日本の経済政策の基調は1980年代初頭に新自由主義に転換した。それ以後、20年余が経過している。小泉構造改革もこの基調をひきつぎ、いくつかの面でさらにそれを強化しようとするものとみてよい。(伊藤誠『幻滅の資本主義』大月書店、2006年、35頁)
筆者もこの見解に基本的に同意する。しかし、1980年代初頭から経済官僚が導入しようと腐心した新自由主義政策は、日本国家エリートの中にある社会民主主義的傾向やケインズ主義的傾向と抗争しながら、徐々にその影響力を強化してきたので、国民の眼には新自由主義の本質が見えにくかった。小泉政権になって、新自由主義はとりあえず「国民の物語」として認知されたのである。「国民の物語」となる以前と後では、思想としての新自由主義がもつ力は本質的に異なるのである。その意味で、「小泉改革」という「国民の物語」の意義を過小評価することはできない。
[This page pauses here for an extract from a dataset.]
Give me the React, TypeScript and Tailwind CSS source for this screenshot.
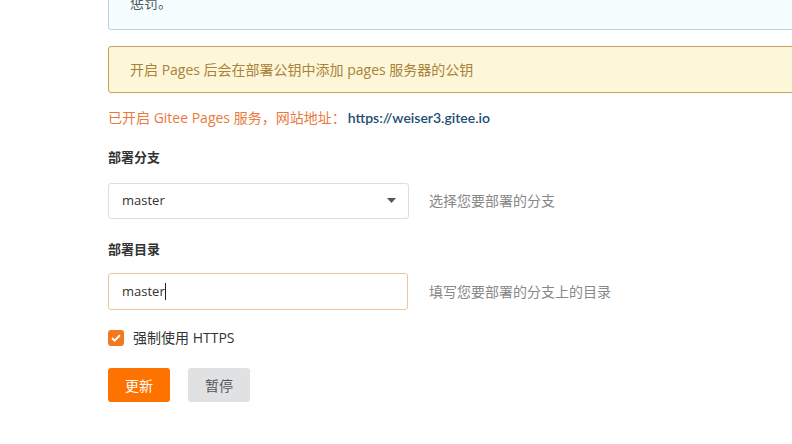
const FONT = "font-['Open_Sans','Noto_Sans_CJK_SC',sans-serif]";

const App: React.FC = () => {
  return (
    <div className={`w-[792px] h-[444px] overflow-hidden bg-white ${FONT} text-[14px]`}>
      <div className="ml-[108px] w-[760px] -mt-[18px]">
        <div className="border border-[#b7d5dc] bg-[#f6fdff] rounded-[3px] px-[21px] pt-[10px] pb-[16px] leading-[20px] text-[#4a5a60]">
          惩罚。
        </div>

        <div className="mt-[16px] border border-[#c8a45a] bg-[#fef6d8] rounded-[3px] px-[21px] h-[47px] flex items-center text-[#a8823a]">
          开启 Pages 后会在部署公钥中添加 pages 服务器的公钥
        </div>

        <div className="mt-[14px] flex items-center gap-[2px]">
          <span className="text-[#ea7a3c]">已开启 Gitee Pages 服务，网站地址：</span>
          <span className="text-[#1d4c74] font-semibold font-['Lato','Noto_Sans_CJK_SC',sans-serif]">https://weiser3.gitee.io</span>
        </div>

        <div className="mt-[20px] text-[13px] font-bold text-[#333]">部署分支</div>
        <div className="mt-[15px] flex items-center">
          <div className="w-[301px] h-[36px] border border-[#dedede] rounded-[3px] flex items-center justify-between pl-[13px] pr-[12px] text-[#333] text-[13px]">
            <span>master</span>
            <svg width="9" height="5" viewBox="0 0 9 5">
              <path d="M0 0h9L4.5 5z" fill="#555" />
            </svg>
          </div>
          <span className="ml-[20px] text-[#888]">选择您要部署的分支</span>
        </div>

        <div className="mt-[21px] text-[13px] font-bold text-[#333]">部署目录</div>
        <div className="mt-[14px] flex items-center">
          <div className="w-[300px] h-[37px] border border-[#ecc59c] rounded-[3px] flex items-center pl-[13px] text-[#333] text-[13px]">
            <span>master</span>
            <span className="w-px h-[17px] bg-[#222]" />
          </div>
          <span className="ml-[21px] text-[#888]">填写您要部署的分支上的目录</span>
        </div>

        <div className="mt-[17px] flex items-center gap-[9px]">
          <span className="w-[16px] h-[16px] rounded-[3px] bg-[#f4781e] flex items-center justify-center">
            <svg width="10" height="8" viewBox="0 0 10 8">
              <path d="M1 4l2.6 2.6L9 1.2" stroke="#fff" strokeWidth="2" fill="none" />
            </svg>
          </span>
          <span className="text-[#333] text-[14px]">强制使用 HTTPS</span>
        </div>

        <div className="mt-[20px] flex gap-[18px]">
          <button className="w-[62px] h-[34px] rounded-[3px] bg-[#fe7300] text-white text-[14px]">更新</button>
          <button className="w-[62px] h-[34px] rounded-[3px] bg-[#e0e1e2] text-[#555] text-[14px]">暂停</button>
        </div>
      </div>
    </div>
  );
};

export default App;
日本の改革は外国の成功例、具体的にはアメリカの新自由主義をそのまま日本に輸入することで可能になるとする慈円型の知性と、改革とは自国の善をもって自国の悪を討つことでなければならないと考える北畠親房型の基本哲学が対峙しているように筆者には見える。慈円が当時の日本の状況を憂えていたことに疑いの余地はない。慈円は中国の百王説が国際スタンダードのドクトリンだから、あと十六代しか続かない皇統にこだわるのではなく、日本は別の生き残りシナリオを考えなくてはならないと警鐘を鳴らしたのであろう。また、慈円は、壇ノ浦の合戦で、「三種の神器」の一つであり、軍事力を象徴する宝剣が海底に沈んだのは史実だから、武力は天皇から武士に移ったという新たな現実に基づいて国家理論を再構築する必要性を訴えたのであろう。新自由主義が国際スタンダードであり、「官から民への移行」が新しい現実なのだから郵政民営化を基本に日本の改革を考えるべきであるとする小泉首相を支持する改革派政治・経済エリートの思考の形は慈円に似ている。
【解説】
新自由主義が国際スタンダードであり、「官から民への移行」が新しい現実なのだから郵政民営化を基本に日本の改革を考えるべきであるとする小泉首相を支持する改革派政治・経済エリートの思考の形は慈円に似ている。
このような歴史理解は初耳です。